Perintah taubat dan kaitannya telah di
sebutkan dalam Al Quran sebanyak 87 kali. Kata ini di sebutkan begitu banyak
yang berarti menunjukan kebesaran dari kebenaran taubat di
sisi Allah.[3] Sebagai contoh adalah beberapa ayat berikut pengertiannya:
“Dan bertaubatlah kamu sekalian
kepada Allah, Hai orang-orang yang beriman supaya kamu beruntung”. (QS. An-Nissa 31)
“Dan Barangsiapa yang tidak
bertobat, Maka mereka itulah orang-orang yang zalim”. (QS. Al-Hujurat: 11)
“Hai
orang-orang yang beriman, bertaubatlah kepada Allah dengan taubatan nasuhaa
(taubat yang semurni-murninya)...”. (QS. At-Tahrim: 8)
Taubat adalah langkah pertama perjalanan
menuju akhirat, modal bagi orang yang beruntung, kunci keistiqomahan pendamba akirat,
tempat orang-orang terbaik muncul dan pilihan bagi hamba yang mendekatkan diri.[4]

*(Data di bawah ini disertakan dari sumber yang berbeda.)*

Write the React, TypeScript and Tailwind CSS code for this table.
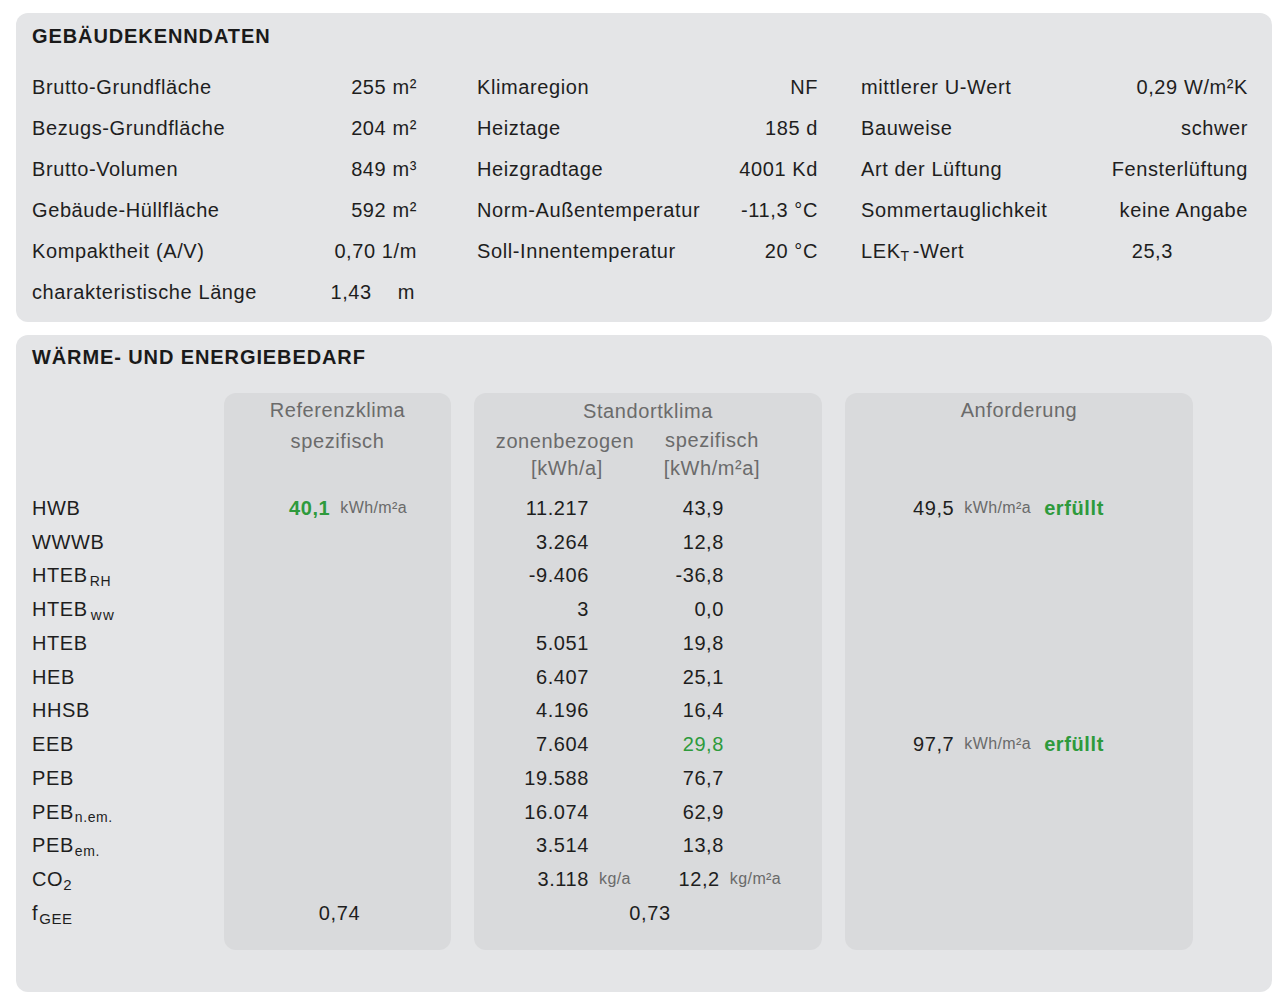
import React from "react";

type KV = { label: React.ReactNode; value: React.ReactNode; valueClass?: string };

const col1: KV[] = [
  { label: "Brutto-Grundfläche", value: "255 m²" },
  { label: "Bezugs-Grundfläche", value: "204 m²" },
  { label: "Brutto-Volumen", value: "849 m³" },
  { label: "Gebäude-Hüllfläche", value: "592 m²" },
  { label: "Kompaktheit (A/V)", value: "0,70 1/m" },
  {
    label: "charakteristische Länge",
    value: (
      <>
        1,43<span className="ml-[26px]">m</span>
      </>
    ),
    valueClass: "pr-[2px]",
  },
];

const col2: KV[] = [
  { label: "Klimaregion", value: "NF" },
  { label: "Heiztage", value: "185 d" },
  { label: "Heizgradtage", value: "4001 Kd" },
  { label: "Norm-Außentemperatur", value: "-11,3 °C" },
  { label: "Soll-Innentemperatur", value: "20 °C" },
];

const col3: KV[] = [
  { label: "mittlerer U-Wert", value: "0,29 W/m²K" },
  { label: "Bauweise", value: "schwer" },
  { label: "Art der Lüftung", value: "Fensterlüftung" },
  { label: "Sommertauglichkeit", value: "keine Angabe" },
  {
    label: (
      <>
        LEK<sub className="text-[14px] mr-[3px]">T</sub>-Wert
      </>
    ),
    value: "25,3",
    valueClass: "pr-[75px]",
  },
];

function KVColumn({ items, width, className = "" }: { items: KV[]; width: string; className?: string }) {
  return (
    <div className={`flex flex-col ${width} ${className}`}>
      {items.map((it, i) => (
        <div key={i} className="h-[41px] flex items-center justify-between">
          <span>{it.label}</span>
          <span className={`text-right ${it.valueClass ?? ""}`}>{it.value}</span>
        </div>
      ))}
    </div>
  );
}

const Unit = ({ children }: { children: React.ReactNode }) => (
  <span className="text-[16px] tracking-[0.4px] text-[#6a6a6a] ml-[10px]">{children}</span>
);

const labels: React.ReactNode[] = [
  "HWB",
  "WWWB",
  <>HTEB<sub className="text-[14px] ml-[2px]">RH</sub></>,
  <>HTEB<sub className="text-[15px] ml-[3px] tracking-[1.5px]">ww</sub></>,
  "HTEB",
  "HEB",
  "HHSB",
  "EEB",
  "PEB",
  <>PEB<sub className="text-[14px] ml-[1px]">n.em.</sub></>,
  <>PEB<sub className="text-[14px] ml-[1px]">em.</sub></>,
  <>CO<sub className="text-[15px]">2</sub></>,
  <>f<sub className="text-[15px] ml-[1px]">GEE</sub></>,
];

const zonen = ["11.217", "3.264", "-9.406", "3", "5.051", "6.407", "4.196", "7.604", "19.588", "16.074", "3.514", "3.118"];
const spez = ["43,9", "12,8", "-36,8", "0,0", "19,8", "25,1", "16,4", "29,8", "76,7", "62,9", "13,8", "12,2"];

const ROW = "h-[33.75px] flex items-center";

export default function App() {
  return (
    <div
      className="min-h-screen bg-white pt-[13px] pl-[16px] text-[20px] tracking-[0.6px] text-[#1e1e1e] leading-[24px]"
      style={{ fontFamily: '"Liberation Sans", Arial, sans-serif' }}
    >
      {/* Gebäudekenndaten */}
      <section className="w-[1256px] rounded-[12px] bg-[#e4e5e7] pt-[10px] pb-[10px] px-[16px]">
        <h2 className="h-[26px] leading-[26px] font-bold tracking-[0.9px] text-[#1a1a1a]">GEBÄUDEKENNDATEN</h2>
        <div className="mt-[17px] flex">
          <KVColumn items={col1} width="w-[385px]" />
          <KVColumn items={col2} width="w-[341px]" className="ml-[60px]" />
          <KVColumn items={col3} width="w-[387px]" className="ml-[43px]" />
        </div>
      </section>

      {/* Wärme- und Energiebedarf */}
      <section className="mt-[13px] w-[1256px] rounded-[12px] bg-[#e4e5e7] pt-[9px] pb-[42px] px-[16px]">
        <h2 className="h-[26px] leading-[26px] font-bold tracking-[0.9px] text-[#1a1a1a]">WÄRME- UND ENERGIEBEDARF</h2>
        <div className="mt-[23px] flex">
          {/* labels */}
          <div className="w-[192px] flex flex-col pt-[98px]">
            {labels.map((l, i) => (
              <div key={i} className={ROW}>
                <span>{l}</span>
              </div>
            ))}
          </div>

          {/* Referenzklima */}
          <div className="w-[227px] rounded-[12px] bg-[#d9dadc] pb-[20px] flex flex-col">
            <div className="h-[98px] pt-[5px] text-center text-[#6b6b6b]">
              <div className="h-[24px]">Referenzklima</div>
              <div className="h-[24px] mt-[7px]">spezifisch</div>
            </div>
            <div className={`${ROW} pl-[65px]`}>
              <span className="font-bold text-[#2e9a3c]">40,1</span>
              <Unit>kWh/m²a</Unit>
            </div>
            {Array.from({ length: 11 }).map((_, i) => (
              <div key={i} className={ROW} />
            ))}
            <div className={`${ROW} justify-center pl-[4px]`}>0,74</div>
          </div>

          {/* Standortklima */}
          <div className="ml-[23px] w-[348px] rounded-[12px] bg-[#d9dadc] pb-[20px] flex flex-col">
            <div className="h-[98px] pt-[6px] text-[#6b6b6b]">
              <div className="h-[24px] text-center">Standortklima</div>
              <div className="flex mt-[6px]">
                <div className="w-[182px] text-center">
                  <div className="h-[24px]">zonenbezogen</div>
                  <div className="h-[24px] mt-[3px] pl-[4px]">[kWh/a]</div>
                </div>
                <div className="w-[112px] text-center">
                  <div className="h-[24px] -mt-[1px]">spezifisch</div>
                  <div className="h-[24px] mt-[4px]">[kWh/m²a]</div>
                </div>
              </div>
            </div>
            {zonen.map((z, i) => (
              <div key={i} className={ROW}>
                <span className="w-[115px] text-right">{z}</span>
                {i === 11 && <Unit>kg/a</Unit>}
                <span className={`text-right ${i === 11 ? "w-[89px]" : "w-[135px]"} ${i === 7 ? "text-[#2e9a3c]" : ""}`}>
                  {spez[i]}
                </span>
                {i === 11 && <Unit>kg/m²a</Unit>}
              </div>
            ))}
            <div className={`${ROW} justify-center pl-[4px]`}>0,73</div>
          </div>

          {/* Anforderung */}
          <div className="ml-[23px] w-[348px] rounded-[12px] bg-[#d9dadc] pb-[20px] flex flex-col">
            <div className="h-[98px] pt-[5px] text-center text-[#6b6b6b]">
              <div className="h-[24px]">Anforderung</div>
            </div>
            {Array.from({ length: 13 }).map((_, i) => (
              <div key={i} className={`${ROW} pl-[68px]`}>
                {(i === 0 || i === 7) && (
                  <>
                    <span>{i === 0 ? "49,5" : "97,7"}</span>
                    <Unit>kWh/m²a</Unit>
                    <span className="ml-[13px] font-bold text-[#2e9a3c]">erfüllt</span>
                  </>
                )}
              </div>
            ))}
          </div>
        </div>
      </section>
    </div>
  );
}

Tobat sendiri adalah kembalinya seorang hamba kepada Allah dan meninggalkan
jalan orang-orang yang dimurka dan sesat. Sebagaimana yang terpaparkan di atas,
apabila seorang hamba telah bertaubat, maka ia memiliki modal dan tiket
keberuntungan selangkah menuju kebaikan akhirat (surga) dan juga pastinya
sukses dunia, karena modal yang ia dapatkan brasal dari Allah; selalu istiqamah
karena taubat yang ia lakukan adalah karena Allah semata, meskipun sedang
merasa futur (melempem); menjadi orang yang terbaik karena selalu
mendekatkan diri kepada-Nya.
2.
Syarat-Syarat Taubat
Syarat-syarat
taubat ada dua bahagian, yaitu:
a.
Syarat taubat
di atas dosa dan kesalahan dengan Allah
1)
Menyesali
dengan sungguh-sungguh atas dosa-dosa yang telah dilakukan. [5]

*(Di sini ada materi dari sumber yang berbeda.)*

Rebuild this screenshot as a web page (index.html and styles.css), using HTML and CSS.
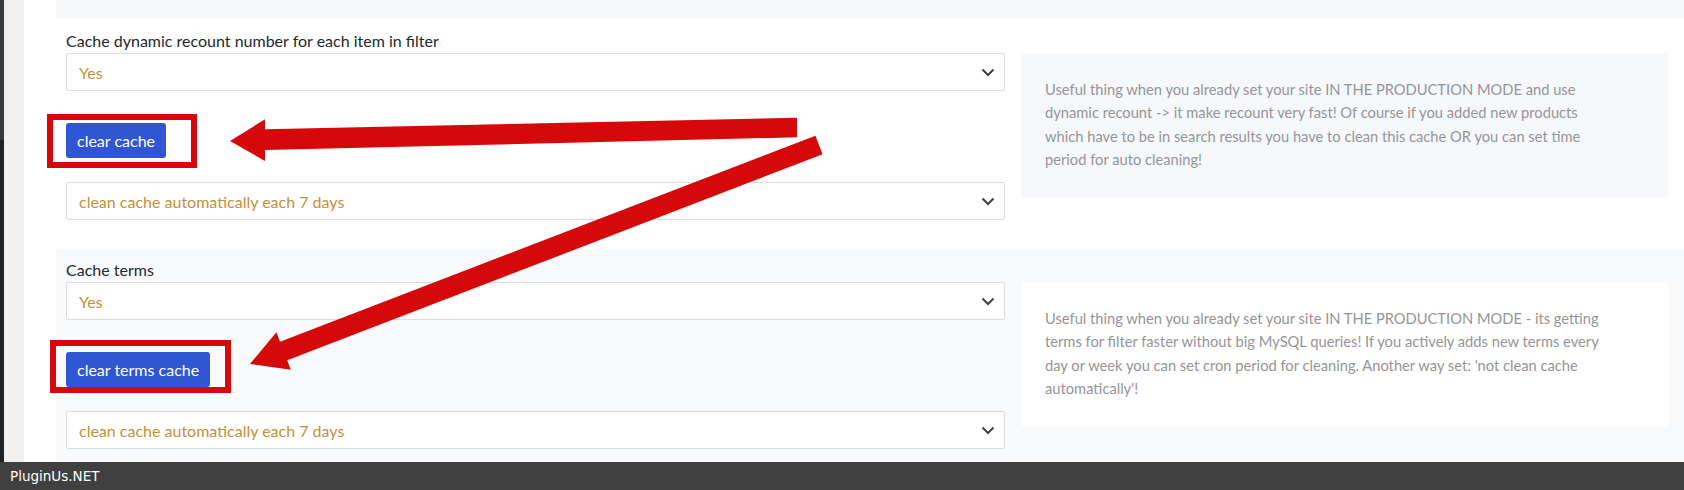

Yakni terasa menyesal, sedih, duka-cita, rasa
tidak patut kerena melanggar
syariat Allah. Ia harus mengingat apa yang di perbuatnya tahun demi tahun,
bulan demi bulan, hari demi hari.
2)
Berazam/berjanji dengan sungguh-sungguh tidak akan mengulangi lagi
perkara-perkara yang menjadi larangan Allah tersebut.
3)
Meninggalkan
perkara-perkara yang mendatangkan dosa-dosa dengan Allah sama ada dosa besar
atau dosa kecil.
Syarat taubat ada tiga untuk dosa yang terkait
hak Allah, yairu menyesali dosa, melepaskan diri darinya, dan bertekad tidak
mengulanginya.[6]
Pertama, menyesali adalah tobat.[7]
Demikianlah hadits Rasulullah yang di shahihkan oleh Al-Hakim. Seseorang yang
bertaubat pasti menyesali dosa-dosanya. Apabila ia telah bertaubat namun tidak
menyesali dosa/perbuatan buruknya, maka ia belum dikatakan bertaubat. Karena
dengan demikian berarti ia masih melakukan perbuatan buruknya tersebut.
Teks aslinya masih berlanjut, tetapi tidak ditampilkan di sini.